Valerie Foushee - On race relations at Chapel Hill High School (clip)
Interviewed by Tracey Barrett on March 26, 2012
Valerie Foushee (VF): by the time we got through Phillips, my whole class, black and white, it was just a big friendship. We had come through a lot of those things that we went through when I was in seventh grade with boycotts at the high school that kind of like trickled down to the middle school, but we as a class, we were great. We were great. There were all kinds of relationships like the one I had. The guys who were on the athletic teams were great friends. The cheerleaders- after we got some black cheerleaders- they were all great friends, so it was like everybody liked everybody, and we like hung out together all over Chapel Hill, and so it really for a while it looked like Chapel Hill was this really utopian place.
Tracey Barrett (TB): And then y’all had to go to high school.
VF: Well for our class, it was the same.
TB: Ok.
VF: I was president of my senior class. I would not have become president of my senior class if white folk had not voted for me to be president of my senior class and all my black friends.
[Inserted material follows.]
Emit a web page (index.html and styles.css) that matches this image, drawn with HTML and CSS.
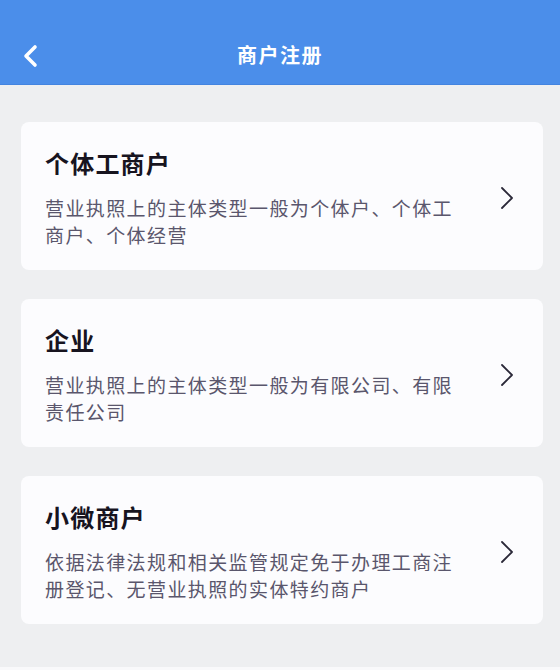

I was president of my ninth grade class, because we had fostered those relationships in junior high. And so for a while it did seem like we, we got it in Chapel Hill, seriously. And so what happened between that time and the time my kids started to school here I don’t know, except for, people teach racism. Children aren’t born racist, and children aren’t born with racist attitudes, they learn them just like any environmental thing, you know, we are all products of our environment. That’s very sad to me, because I know how you can move from here, growing up in, well starting out in a segregated environment, and allowing things to change, and how that change evolves, and what the end result can be, and then there’s a period of time where everything is fine, and then it goes back to the beginning. That kind of regression is depressing.